The interviewer already has your resume. They’re going to spend the rest of the interview digging into your work history anyway. This question is not asking for your employment timeline. It’s testing something much more subtle: who you are, how you think, and whether you feel like someone they want on job sites, in mechanical rooms, and around clients.
In HVAC hiring, culture, reliability, and judgment matter just as much as technical ability. This question is your opening to show that—without saying it directly.
This is one of the only moments in the interview where you’re allowed to humanize yourself before the technical deep dive starts. The interviewer is listening for clues about:
How you take care of yourself
How you interact with others
Whether you take pride in your work
Whether you sound steady, prepared, and intentional
Whether you understand how your role fits into a larger operation
If your answer rambles, overshares, or sounds improvised, the interviewer subconsciously downgrades you. If it’s clear, structured, and confident, they lean in.

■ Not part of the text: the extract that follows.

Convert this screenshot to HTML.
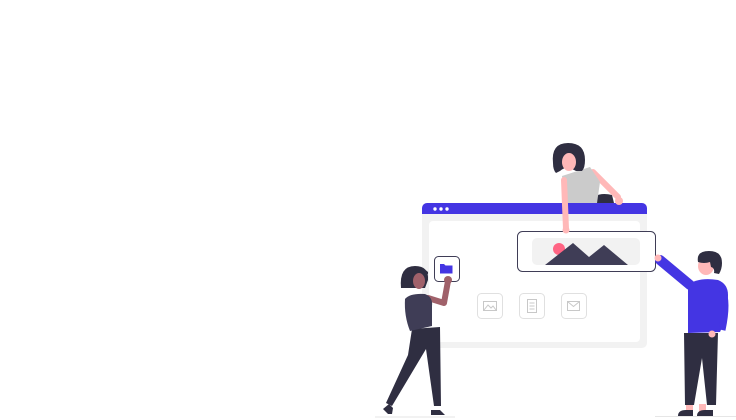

This answer should never be improvised. Ever.
Not because you’re dishonest, but because pressure makes people default to bad habits. Writing and practicing this response gives you control in the highest-pressure moment of the interview.
You’re not memorizing lines. You’re building a framework you can rely on in any interview—service tech, lead tech, supervisor, project manager, or facilities role.
Once you have it, you’ll use it for the rest of your career.
This structure is designed to quietly hit multiple hiring priorities at once without sounding forced or rehearsed.
First, confirm who you are and where you’re based.
This sounds simple, but it matters more than people realize—especially in phone and video interviews. Recruiters speak to dozens of candidates a week. Aligning your name and location immediately removes friction.
Second, mention an active or grounding personal habit.
This is not about hobbies for fun. It’s about signaling stability, health, and routine. In HVAC, employers care deeply about reliability, energy level, and long-term durability.
You don’t need extreme hobbies. Walking, cycling, lifting, hiking, working on projects—anything that shows you stay active and structured.
Third, explain why you do it.
The “because” is critical. It shows self-awareness. People who understand why they do things tend to make better decisions under pressure—something every HVAC employer values.
Fourth, show how you give back or take responsibility beyond work.
This doesn’t have to be formal volunteering. Mentoring apprentices, helping family, coaching, community involvement—it shows maturity and accountability. Employers don’t want technicians who only care about themselves.
Finally, transition into your professional identity and purpose.
This is where you briefly state what kind of HVAC professional you are, what you enjoy about the trade, and how your work helps companies operate better, safer, or more efficiently.
You’re not listing duties. You’re explaining how you think about your work.
A strong answer flows naturally from personal to professional, ending with enthusiasm for the role—not desperation.
It sounds steady, intentional, and grounded. It makes the interviewer feel like you know who you are, why you’re in this trade, and how you add value.
Just as importantly, it gives the interviewer multiple hooks to continue the conversation instead of awkwardly jumping to the next question.
Do not ramble.
Do not talk about TV shows or partying.
Do not overshare personal struggles.
Do not recite your resume.
Do not try to sound impressive instead of reliable.
In HVAC hiring, steady beats flashy every time.
Commercial and industrial HVAC teams work under pressure—emergency calls, safety risks, client expectations, and tight timelines. Hiring managers are constantly asking themselves one quiet question:
“Can I trust this person on a bad day?”
Your “tell me about yourself” answer is often their first emotional data point.
When you control this moment, you stop interviews from being uphill battles. You create momentum. And momentum is what gets offers.